Я Родину люблю. Лев Гумилев в воспоминаниях современников - стр. 2
Жил мальчик, главным образом, в городе Бежецке, на воспитании бабушки со стороны отца, Анны Ивановны. «Конечно, я узнал о гибели отца сразу: очень плакала моя бабушка и такое было беспокойство дома. Прямо мне ничего не говорили, но через какое-то короткое время из отрывочных, скрываемых от меня разговоров я обо всем догадался. И конечно, смерть отца повлияла на меня сильно, как на каждого влияет смерть близкого человека. Бабушка и моя мама были уверены в нелепости предъявленных отцу обвинений. И его безвинная гибель, как я почувствовал позже, делала их горе безутешным. Заговора не было, и уже поэтому отец участвовать в нем не мог. Да и на заговорщицкую деятельность у него просто не было времени. Но следователь – им был Якобсон – об этом не хотел и думать…», – вспоминал Лев Николаевич о трагическом 1921-м годе.
С мамой и бабушкой
После гибели отца его даже пыталась усыновить Лариса Рейснер – бывшая возлюбленная Николая Гумилёва и, по иронии судьбы, ставшая прообразом Комиссара в известной пьесе Всеволода Вишневского «Оптимистическая трагедия». Предлагала усыновление и тетка Александра Степановна Сверчкова, собиравшаяся дать племяннику свою фамилию, ибо носить фамилию осужденного небезопасно. Но он остался Гумилевым. И все большую роль в его жизни стала играть мать.
«К маме я приехал уже позже, когда мне было 17 лет (это был 1929 год), и кончил школу уже в Ленинграде.
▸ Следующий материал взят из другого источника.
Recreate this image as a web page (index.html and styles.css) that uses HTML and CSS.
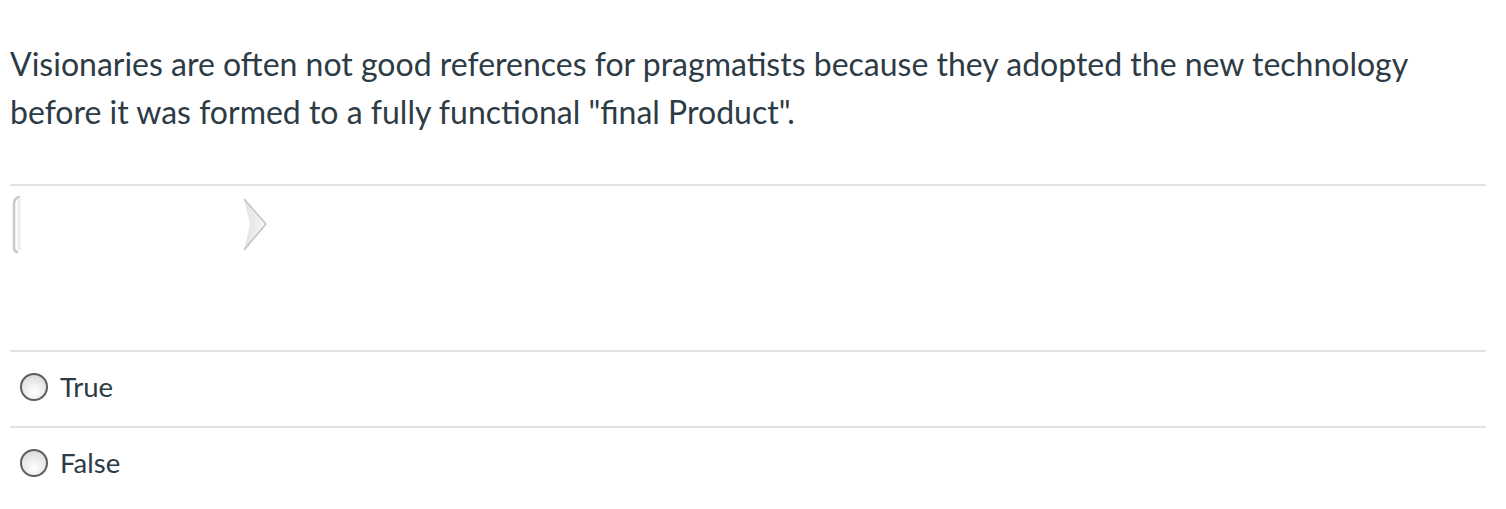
FILE: index.html
```
<!DOCTYPE html>
<html>
<head>
<meta charset="utf-8">
<link rel="stylesheet" href="styles.css">
</head>
<body>
<div class="page">
  <div class="question">Visionaries are often not good references for pragmatists because they adopted the new technology before it was formed to a fully functional "final Product".</div>
  <div class="media">
    <svg class="broken" width="270" height="70" viewBox="0 0 270 70">
      <defs>
        <linearGradient id="g1" x1="0" x2="1" y1="0" y2="0">
          <stop offset="0" stop-color="#e2e2e2"/>
          <stop offset="1" stop-color="#f7f7f7"/>
        </linearGradient>
      </defs>
      <path d="M9 11 Q4 12 4 18 L4 62 Q4 65 7 66" fill="none" stroke="#c8c8c8" stroke-width="2.5" stroke-linecap="round"/>
      <path d="M9 12 L9 64" fill="none" stroke="#ececec" stroke-width="3"/>
      <path d="M234 13 L256 38 L234 64 L240 38 Z" fill="url(#g1)"/>
      <path d="M234 13 L256 38 L234 64" fill="none" stroke="#c4c4c4" stroke-width="1.6" stroke-linejoin="round"/>
    </svg>
  </div>
  <div class="answers">
    <label class="answer"><span class="radio"></span><span class="label">True</span></label>
    <label class="answer"><span class="radio"></span><span class="label">False</span></label>
  </div>
</div>
</body>
</html>
```
FILE: styles.css
```
html, body {
  margin: 0;
  padding: 0;
  background: #fff;
}
.page {
  padding: 40px 20px 0 10px;
  font-family: Lato, "Open Sans", sans-serif;
  color: #2d3b45;
}
.question {
  font-size: 32px;
  line-height: 48px;
  padding-bottom: 48px;
  border-bottom: 2px solid #dfe2e5;
}
.media {
  height: 164px;
  border-bottom: 2px solid #dfe2e5;
}
.broken {
  display: block;
  margin-left: 0;
}
.answer {
  display: flex;
  align-items: center;
  height: 74px;
  border-bottom: 2px solid #dfe2e5;
  font-size: 27.5px;
}
.answer:last-child {
  border-bottom: none;
}
.radio {
  width: 24px;
  height: 24px;
  border-radius: 50%;
  border: 2px solid #5a5f63;
  background: radial-gradient(circle at 50% 70%, #ffffff 0%, #e6e6e6 60%, #cfcfcf 100%);
  margin: 0 12px 4px 10px;
  flex: none;
}
.label {
  line-height: 30px;
  margin-bottom: 5px;
}
```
Но жить мне, надо сказать, в этой квартире, которая принадлежала Пунину, сотруднику Русского музея, было довольно скверно, потому что ночевал я в коридоре, на сундуках. Коридор не отапливался, был холодный. А мама уделяла мне внимание только для того, чтобы заниматься со мной французским языком. Но при ее антипедагогических способностях я очень трудно это воспринимал и доучил французский язык, уже когда поступил в университет», – снова мы обращаемся к воспоминаниям Льва Николаевича.
Осип Мандельштам говорил о нем Ахматовой: «Вам будет трудно его уберечь, в нем есть ГИБЕЛЬНОСТЬ». Потом в этом видели пророчество.
Отношения матери и сына никогда не были безоблачными. О встрече с Ахматовой в Москве после второго лагерного срока Гумилев вспоминал, не скрывая обиды: «Она встретила меня очень холодно. Она отправила меня в Ленинград, а сама осталась в Москве, чтобы, очевидно, не прописывать меня. <…> Я приписываю это изменение влиянию ее окружения, которое создалось за время моего отсутствия, а именно ее новым знакомым и друзьям: Зильберману, Ардову и его семье, Эмме Григорьевне Герштейн, писателю Липкину и многим другим, имена которых я даже теперь не вспомню, но которые ко мне, конечно, положительно не относились». Здесь он эмоционален, необъективен. Лев Николаевич и сам держался с этой публикой конфликтно. Это объяснимо: судьба его смолоду не баловала.